We'll use the evaluator as the metric so in this case we just ignore expected output from the example. It's just checking if the predicted information is grounded in the html


In [None]:
def ogt_evaluate(example, prediction, trace=None):
    ground_truth_evaluator = GroundTruthEvaluator(config_file="gteo.json")
    return ground_truth_evaluator.evaluate(html=example.html, url=example.url, title=prediction.title, description=prediction.description, location=prediction.location, start_time=prediction.start_time, end_time=prediction.end_time).score

simple_extractor = dspy.Predict(Extractor_Signature)
def run_optimisation():
    tp = dspy.MIPROv2(metric=ogt_evaluate, auto="medium", num_threads=3,verbose=True)
    return tp.compile(simple_extractor, trainset=train, max_bootstrapped_demos=2, max_labeled_demos=5, requires_permission_to_run=False)

optimised_extractor = run_optimisation()
optimised_extractor.save("optimised_extractor.json")


Next lets run the evaluation again with the optimised extractor

In [None]:
run_evaluation("baseline",dataset_name="events_reduced",extractor=Extractor(),evaluator=GroundTruthEvaluator(config_file="gteo.json"),set="test")

For my test set the optimised extractor performed a little better that the baseline.

We can also try optimising using a different LLM for the prompt and task models.

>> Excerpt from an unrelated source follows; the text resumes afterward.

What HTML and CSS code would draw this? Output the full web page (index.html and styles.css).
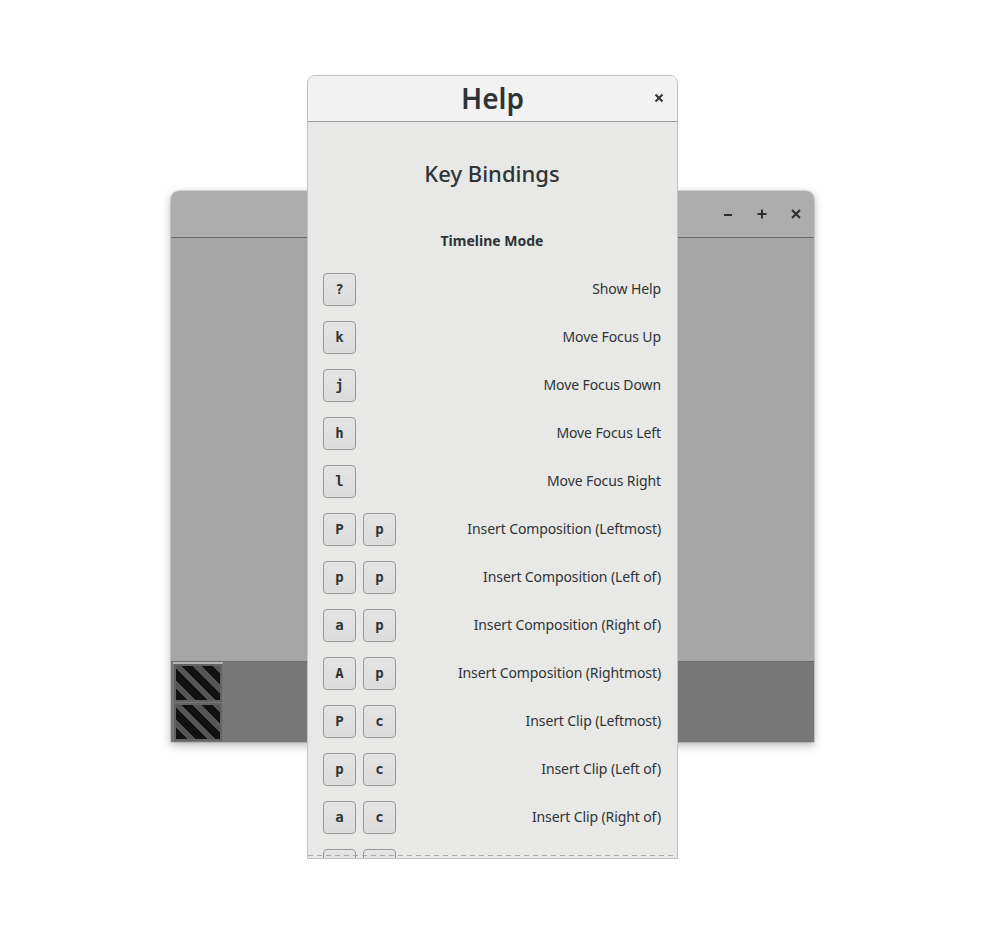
FILE: index.html
```html
<!DOCTYPE html>
<html>
<head>
  <title>Help</title>
  <link rel="stylesheet" href="styles.css">
</head>
<body>
<div class="desktop">

  <div class="app-window">
    <div class="app-titlebar">
      <span class="win-btn">
        <svg width="10" height="10" viewBox="0 0 10 10"><path d="M1 6h8" stroke="#2e2e2e" stroke-width="2"/></svg>
      </span>
      <span class="win-btn">
        <svg width="10" height="10" viewBox="0 0 10 10"><path d="M0.5 5h9M5 0.5v9" stroke="#2e2e2e" stroke-width="2"/></svg>
      </span>
      <span class="win-btn">
        <svg width="10" height="10" viewBox="0 0 10 10"><path d="M1 1l8 8M9 1l-8 8" stroke="#2e2e2e" stroke-width="2"/></svg>
      </span>
    </div>
    <div class="app-content"></div>
    <div class="timeline">
      <div class="track-heads">
        <div class="stripe-box"></div>
        <div class="stripe-box"></div>
      </div>
    </div>
  </div>

  <div class="help-dialog">
    <div class="help-header">
      <span class="help-title">Help</span>
      <span class="help-close">
        <svg width="10" height="10" viewBox="0 0 10 10"><path d="M1.5 1.5l7 7M8.5 1.5l-7 7" stroke="#2e3436" stroke-width="2"/></svg>
      </span>
    </div>
    <div class="help-body">
      <div class="help-scroll">
        <h1 class="section-title">Key Bindings</h1>
        <h2 class="mode-title">Timeline Mode</h2>

        <div class="binding">
          <div class="keys"><span class="key">?</span></div>
          <span class="action">Show Help</span>
        </div>
        <div class="binding">
          <div class="keys"><span class="key">k</span></div>
          <span class="action">Move Focus Up</span>
        </div>
        <div class="binding">
          <div class="keys"><span class="key">j</span></div>
          <span class="action">Move Focus Down</span>
        </div>
        <div class="binding">
          <div class="keys"><span class="key">h</span></div>
          <span class="action">Move Focus Left</span>
        </div>
        <div class="binding">
          <div class="keys"><span class="key">l</span></div>
          <span class="action">Move Focus Right</span>
        </div>
        <div class="binding">
          <div class="keys"><span class="key">P</span><span class="key">p</span></div>
          <span class="action">Insert Composition (Leftmost)</span>
        </div>
        <div class="binding">
          <div class="keys"><span class="key">p</span><span class="key">p</span></div>
          <span class="action">Insert Composition (Left of)</span>
        </div>
        <div class="binding">
          <div class="keys"><span class="key">a</span><span class="key">p</span></div>
          <span class="action">Insert Composition (Right of)</span>
        </div>
        <div class="binding">
          <div class="keys"><span class="key">A</span><span class="key">p</span></div>
          <span class="action">Insert Composition (Rightmost)</span>
        </div>
        <div class="binding">
          <div class="keys"><span class="key">P</span><span class="key">c</span></div>
          <span class="action">Insert Clip (Leftmost)</span>
        </div>
        <div class="binding">
          <div class="keys"><span class="key">p</span><span class="key">c</span></div>
          <span class="action">Insert Clip (Left of)</span>
        </div>
        <div class="binding">
          <div class="keys"><span class="key">a</span><span class="key">c</span></div>
          <span class="action">Insert Clip (Right of)</span>
        </div>
        <div class="binding">
          <div class="keys"><span class="key">A</span><span class="key">c</span></div>
          <span class="action">Insert Clip (Rightmost)</span>
        </div>
      </div>
      <div class="overshoot"></div>
    </div>
  </div>

</div>
</body>
</html>
```

FILE: styles.css
```css
body {
  margin: 0;
  background: #ffffff;
  font-family: "Noto Sans", "Open Sans", sans-serif;
  color: #2e3436;
}

.desktop {
  position: relative;
  width: 1006px;
  height: 950px;
}

/* background app window */
.app-window {
  position: absolute;
  left: 171px;
  top: 191px;
  width: 643px;
  height: 551px;
  display: flex;
  flex-direction: column;
  border-radius: 8px 8px 0 0;
  box-shadow: 0 0 0 1px rgba(0, 0, 0, 0.12), 0 3px 10px rgba(0, 0, 0, 0.3);
  overflow: hidden;
}

.app-titlebar {
  height: 46px;
  flex: none;
  background: #adadad;
  border-bottom: 1px solid #6c6c6c;
  display: flex;
  align-items: center;
  justify-content: flex-end;
  padding-right: 13px;
  gap: 24px;
}

.win-btn {
  width: 10px;
  height: 10px;
  display: flex;
}

.app-content {
  flex: 1;
  background: #a5a5a5;
}

.timeline {
  height: 80px;
  flex: none;
  background: #777777;
  border-top: 1px solid #6a6a6a;
}

.track-heads {
  width: 50px;
  margin-left: 2px;
  border-top: 2px solid #b4b4b4;
  display: flex;
  flex-direction: column;
  gap: 1px;
}

.stripe-box {
  height: 38px;
  box-sizing: border-box;
  border: 2px solid #636363;
  margin: 0 1px;
  background: repeating-linear-gradient(45deg, #111111 0 8px, #565656 8px 14px);
}

/* help dialog */
.help-dialog {
  position: absolute;
  left: 307px;
  top: 75px;
  width: 369px;
  height: 782px;
  border: 1px solid #c2c2c2;
  border-radius: 8px 8px 0 0;
  background: #e8e8e7;
  display: flex;
  flex-direction: column;
  overflow: hidden;
}

.help-header {
  height: 45px;
  flex: none;
  background: #f2f2f2;
  border-bottom: 1px solid #9b9b9b;
  display: flex;
  align-items: center;
  justify-content: center;
  position: relative;
}

.help-title {
  font-size: 28px;
  font-weight: 600;
  line-height: 34px;
  margin-top: -2px;
}

.help-close {
  position: absolute;
  right: 13px;
  top: 17px;
  display: flex;
}

.help-body {
  flex: 1;
  position: relative;
  overflow: hidden;
}

.help-scroll {
  padding: 36px 16px 0 15px;
}

.section-title {
  margin: 0;
  text-align: center;
  font-size: 22px;
  font-weight: 500;
  line-height: 30px;
}

.mode-title {
  margin: 43px 0 14px;
  text-align: center;
  font-size: 14px;
  font-weight: 700;
  line-height: 20px;
}

.binding {
  height: 48px;
  display: flex;
  align-items: center;
  justify-content: space-between;
}

.keys {
  display: flex;
  gap: 8px;
}

.key {
  width: 33px;
  height: 33px;
  box-sizing: border-box;
  border: 1px solid #999999;
  border-radius: 4px;
  background: linear-gradient(#e4e4e4, #dcdcdc);
  display: flex;
  align-items: center;
  justify-content: center;
  font-family: "DejaVu Sans Mono", monospace;
  font-weight: bold;
  font-size: 14px;
  color: #2e3436;
}

.keys .key + .key {
  margin-left: -1px;
}

.action {
  font-size: 14px;
  line-height: 20px;
  letter-spacing: -0.1px;
}

.overshoot {
  position: absolute;
  left: 0;
  right: 0;
  bottom: 2px;
  height: 1px;
  background: repeating-linear-gradient(90deg, #a8a8a8 0 5px, transparent 5px 9px);
}
```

Let's try Claude 3.5 sonnet, it will be slower but hopefully propose better instructions.

In [None]:
simple_extractor = dspy.Predict(Extractor_Signature)
def run_optimisation():
    prompt_lm = dspy.LM(model="bedrock/anthropic.claude-3-5-sonnet-20240620-v1:0",temperature=0.0,aws_region_name="eu-central-1",cooldown_time=30)
    tp = dspy.MIPROv2(metric=ogt_evaluate, auto="medium", num_threads=3,verbose=True, prompt_model=prompt_lm, task_model=prompt_lm,max_errors=20)
    return tp.compile(simple_extractor, trainset=train, max_bootstrapped_demos=2, max_labeled_demos=5, requires_permission_to_run=False)

optimised_extractor = run_optimisation()
optimised_extractor.save("optimised_extractor_claude.json")


In [None]:
run_evaluation("baseline_claude",dataset_name="events_reduced",extractor=Extractor(config_file="optimised_extractor_claude.json"),evaluator=GroundTruthEvaluator(config_file="gteo.json"),set="test")
langfuse.flush()


# Conclusion
Again it performs a little better than the baseline and the first optimised extractor.